Nice find! Looks pretty original to me, besides the bars. Probably 40/41


----------



## pedal_junky (Oct 28, 2015)

Schweet ride.


----------



## fordmike65 (Oct 28, 2015)

bricycle said:


> fordmike65 is gonna want this......




I would but.....It's a Schwine! Nice find. Great colors & amazing condition!


----------



## jkent (Oct 28, 2015)

any way to get a close up of the badge?
Thanks, JKent


----------



## onecatahula (Oct 29, 2015)

jkent said:


> any way to get a close up of the badge?
> Thanks, JKent




I picked up a Prewar Schwinn in Indiana years ago with the exact same color and the same badge !  It was not nearly as nice as the one Kenny picked up, and the fenders were gone, but unmistakable maroon with black darts.
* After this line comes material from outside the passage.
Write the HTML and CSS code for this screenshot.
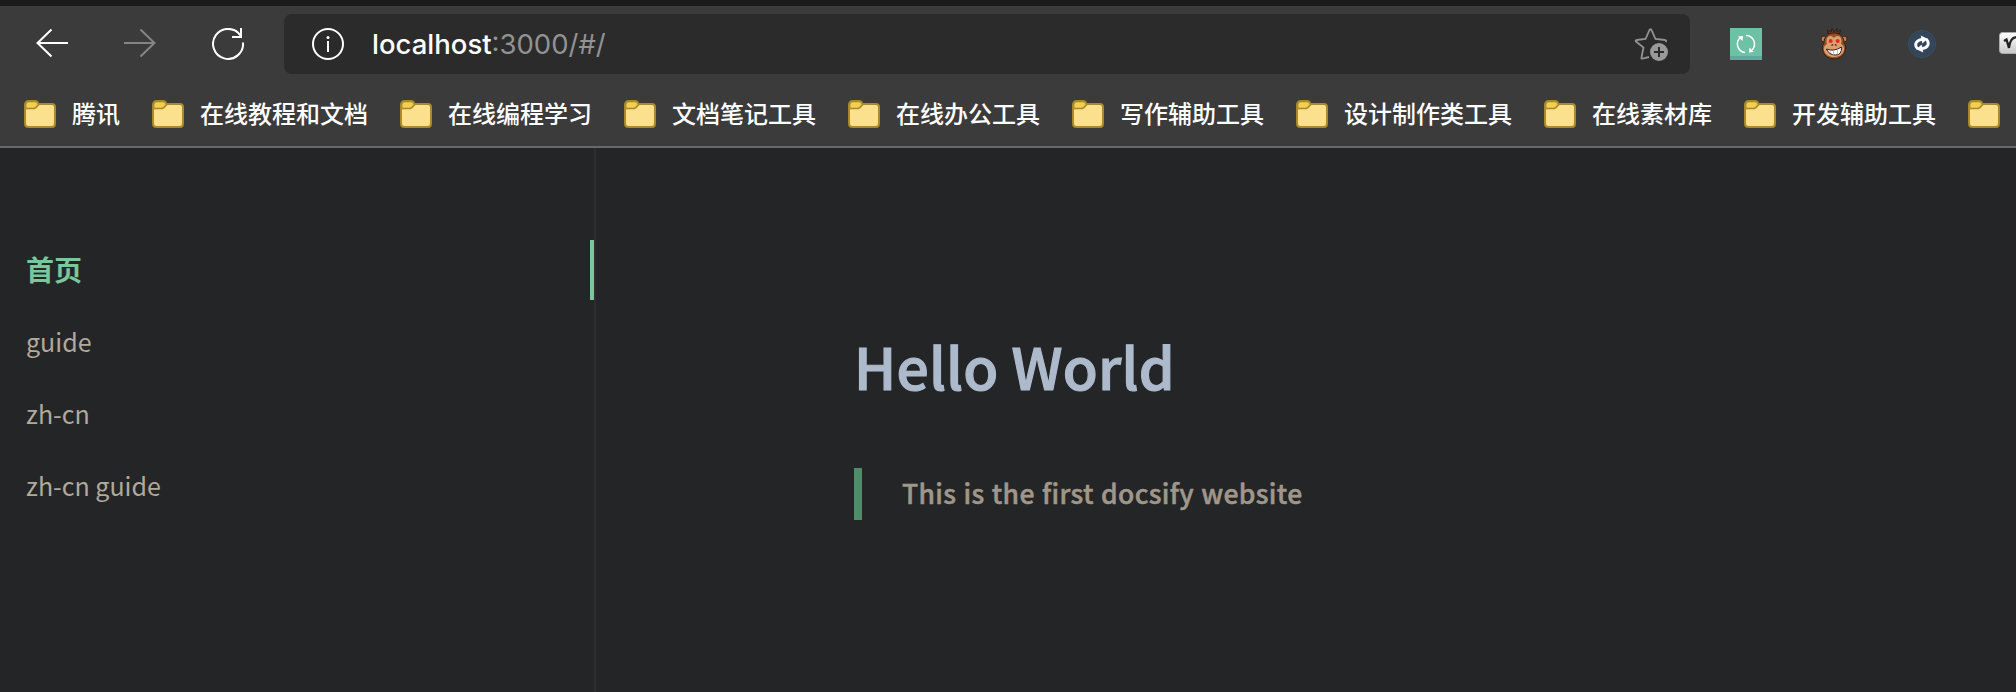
FILE: index.html
```html
<!DOCTYPE html>
<html lang="zh-CN">
<head>
<meta charset="utf-8">
<title>Hello World</title>
<link rel="stylesheet" href="styles.css">
</head>
<body>
<svg class="defs" width="0" height="0">
  <symbol id="folder" viewBox="0 0 32 28">
    <path d="M1 5.500Q1 1 5 1H11Q13.500 1 14.500 4H28Q31 4 31 7V23.500Q31 27 28 27H4.500Q1 27 1 23.500Z" fill="#fbe18d" stroke="#ab892b" stroke-width="2"/>
    <path d="M1.500 8.500V5.500Q1.500 1.500 5 1.500H11Q13.500 1.500 14.500 4.500L12 7.500Q11 8.500 9.500 8.500Z" fill="#f1cf55" stroke="#ab892b" stroke-width="1.700"/>
  </symbol>
</svg>
<header class="browser">
  <div class="toolbar">
    <nav class="controls">
      <svg width="32" height="32" viewBox="0 0 32 32" fill="none" stroke="#fff" stroke-width="2"><path d="M32 15H1M15.500 1.500L1.500 15L15.500 28.500"/></svg>
      <svg width="32" height="32" viewBox="0 0 32 32" fill="none" stroke="#858585" stroke-width="2"><path d="M0 15H31M16.500 1.500L30.500 15L16.500 28.500"/></svg>
      <svg width="32" height="32" viewBox="0 0 32 32" fill="none" stroke="#fff" stroke-width="2"><path d="M31 14.500A15 15 0 1 1 28.500 7.500M29 0V9H20"/></svg>
    </nav>
    <div class="address">
      <svg width="32" height="32" viewBox="0 0 32 32" fill="none" stroke="#fff" stroke-width="2"><circle cx="16" cy="16" r="15"/><path d="M16 13V24"/><circle cx="16" cy="9.500" r="1.500" fill="#fff" stroke="none"/></svg>
      <span class="url"><b>localhost</b>:3000/#/</span>
      <svg class="star" width="36" height="36" viewBox="0 0 36 36"><path d="M15 31L8.500 32.500Q7 33 7.500 31.500L9.500 21.500L2 15.500Q1 14.500 2.500 14L11.500 13L15.500 4Q16.500 2.500 17.500 4L21.500 13L31 14Q33 14.500 31.500 16" fill="none" stroke="#929292" stroke-width="1.800"/><circle cx="25" cy="26" r="9" fill="#999"/><path d="M20 26H30M25 21V31" stroke="#2b2b2b" stroke-width="2"/></svg>
    </div>
    <div class="extensions">
      <svg width="32" height="32" viewBox="0 0 32 32"><path d="M0 0H32V32H0Z" fill="#6dc1a4"/><path d="M0 28H32V32H0Z" fill="#60a9a0"/><g fill="none" stroke="#fff" stroke-width="1.500"><path d="M15 24.500A8.500 8.500 0 0 1 10.500 9.500M16 7.500A8.500 8.500 0 0 1 22 22"/></g><path d="M8 8.500L13 8L12.500 13ZM19.500 19.500L24 24L19 24.500Z" fill="#fff"/></svg>
      <svg width="32" height="32" viewBox="0 0 32 32"><path d="M10 6L9.500 2L13 4L14 0.500L16 4L19 0.500V4L22.500 2L21.500 6Z" fill="#6b3418" stroke="#282220"/><circle cx="6" cy="11" r="3" fill="#c47a4c" stroke="#38251d"/><circle cx="26" cy="11" r="3" fill="#c47a4c" stroke="#38251d"/><path d="M16 5C7 5 6 12 6 15C2 19 5 31 16 31C27 31 30 19 26 15C26 12 25 5 16 5Z" fill="#925026" stroke="#302018"/><path d="M16 10C12 5.500 7 9 9 16C3 19 6 29 16 29C26 29 29 19 23 16C25 9 20 5.500 16 10Z" fill="#dc9f70"/><circle cx="12.700" cy="13" r="2" fill="#df2d20"/><circle cx="19.700" cy="13" r="2" fill="#df2d20"/><path d="M13.500 17.500L15 16.500M18.500 17.500L17 16.500" stroke="#4b1714" stroke-width="1.500"/><path d="M8.500 21Q16 24 23.500 19Q24 27 17.500 27Q11 27 8.500 21Z" fill="#fff" stroke="#372017"/><path d="M12 22.500V25M15.500 22.500V27M19.500 21.500V26.500" stroke="#aaa" stroke-width="0.700"/></svg>
      <svg width="32" height="32" viewBox="0 0 32 32"><circle cx="16" cy="16" r="13.500" fill="#39414a" stroke="#34516a"/><circle cx="16" cy="16" r="11.500" fill="#34465b" stroke="#304b64"/><g transform="rotate(-12 16 16)" fill="none" stroke="#fff" stroke-width="2.800"><path d="M11 20C7.500 15 11 11 17 11.500M21 12C24.500 17 21 21 15 20.500"/><path d="M16.500 7.500L22.500 12L16.500 15.500ZM15.500 24.500L9.500 20L15.500 16.500Z" fill="#fff" stroke="none"/></g></svg>
      <svg width="32" height="32" viewBox="0 0 32 32"><defs><linearGradient id="key" x2="0" y2="1"><stop stop-color="#fff"/><stop offset="1" stop-color="#c8c8c8"/></linearGradient></defs><rect x="5.500" y="4.500" width="40" height="21" rx="3" fill="url(#key)" stroke="#aaa"/><path d="M10 13L12.500 11.500L15 20Q16 9 23 9" fill="none" stroke="#222" stroke-width="2.300"/></svg>
    </div>
  </div>
  <nav class="bookmarks">
    <a><svg><use href="#folder"/></svg><span>腾讯</span></a>
    <a><svg><use href="#folder"/></svg><span>在线教程和文档</span></a>
    <a><svg><use href="#folder"/></svg><span>在线编程学习</span></a>
    <a><svg><use href="#folder"/></svg><span>文档笔记工具</span></a>
    <a><svg><use href="#folder"/></svg><span>在线办公工具</span></a>
    <a><svg><use href="#folder"/></svg><span>写作辅助工具</span></a>
    <a><svg><use href="#folder"/></svg><span>设计制作类工具</span></a>
    <a><svg><use href="#folder"/></svg><span>在线素材库</span></a>
    <a><svg><use href="#folder"/></svg><span>开发辅助工具</span></a>
    <a><svg><use href="#folder"/></svg></a>
  </nav>
</header>
<div class="page">
  <aside class="sidebar">
    <a class="active">首页</a>
    <a>guide</a>
    <a>zh-cn</a>
    <a>zh-cn guide</a>
  </aside>
  <main class="content">
    <h1>Hello World</h1>
    <blockquote>This is the first docsify website</blockquote>
  </main>
</div>
</body>
</html>
```
FILE: styles.css
```css
* { box-sizing: border-box; }
body {
  margin: 0;
  height: 692px;
  display: flex;
  flex-direction: column;
  overflow: hidden;
  background: #232527;
  font-family: "Noto Sans CJK SC", sans-serif;
}
svg { display: block; flex: none; }
.defs { position: absolute; }
.browser {
  height: 148px;
  flex: none;
  border-top: 6px solid #1b1b1b;
  border-bottom: 2px solid #696969;
  background: #3b3b3b;
}
.toolbar { height: 76px; display: flex; align-items: center; }
.controls { width: 284px; flex: none; padding-left: 36px; display: flex; gap: 56px; }
.address {
  width: 1406px;
  height: 60px;
  flex: none;
  padding: 0 20px 0 28px;
  display: flex;
  align-items: center;
  border-radius: 8px;
  background: #2b2b2b;
}
.url {
  margin-left: 28px;
  font-family: Inter, sans-serif;
  font-size: 27.5px;
  color: #929292;
}
.url b { font-weight: 500; color: #fff; }
.star { margin-left: auto; }
.extensions { flex: none; padding-left: 40px; display: flex; gap: 56px; }
.bookmarks {
  height: 64px;
  padding: 0 0 0 24px;
  display: flex;
  align-items: center;
  gap: 32px;
}
.bookmarks a {
  display: flex;
  align-items: center;
  gap: 16px;
  flex: none;
  font-size: 24px;
  line-height: 26px;
  font-weight: 500;
  color: #fff;
}
.bookmarks span { padding-bottom: 2px; }
.bookmarks svg { width: 32px; height: 28px; }
.page { flex: 1; display: flex; }
.sidebar {
  width: 596px;
  padding-top: 92px;
  display: flex;
  flex-direction: column;
  gap: 12px;
  border-right: 2px solid #2b2d2f;
}
.sidebar a {
  height: 60px;
  padding-left: 26px;
  line-height: 58px;
  font-size: 25px;
  color: #b2a89b;
}
.sidebar .active {
  font-size: 28px;
  font-weight: 600;
  line-height: 58px;
  color: #7bc69b;
  border-right: 4px solid #7bc69b;
}
.content { padding: 172px 0 0 258px; }
h1 {
  margin: 0;
  height: 90px;
  line-height: 90px;
  font-size: 57px;
  font-weight: 500;
  letter-spacing: 0.2px;
  -webkit-text-stroke: 1.2px #adbacc;
  color: #adbacc;
  white-space: nowrap;
}
blockquote {
  margin: 58px 0 0;
  height: 52px;
  padding-left: 40px;
  border-left: 8px solid #508c69;
  line-height: 50px;
  font-size: 26.5px;
  font-weight: 500;
  letter-spacing: 0.36px;
  word-spacing: 0.8px;
  -webkit-text-stroke: 0.5px #a0978a;
  color: #a0978a;
  white-space: nowrap;
}
```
Must have been their signature color.  "Sayre & Company",  "Terre Haute, Indianna" I remember trying to research the company, but didn't turn up much.  

Bike is long gone, but I still have the badge:


----------



## kenny (Oct 29, 2015)

yep thats the badge,don't know how to add pics after the original post was listed


----------



## walter branche (Oct 30, 2015)

go to the edit post , click it , then scroll down to go advanced , click it , scroll down to manage attachments ,click it ,


----------



## kenny (Oct 30, 2015)

hello and thank you!,where is the edit post,i don't see it


----------



## Djshakes (Oct 30, 2015)

I picked up this one out of WI.


----------



## kenny (Oct 30, 2015)

hello ,i would not tank under 1000 cash


----------



## kenny (Oct 30, 2015)

very cool thanks for the pic and offer


----------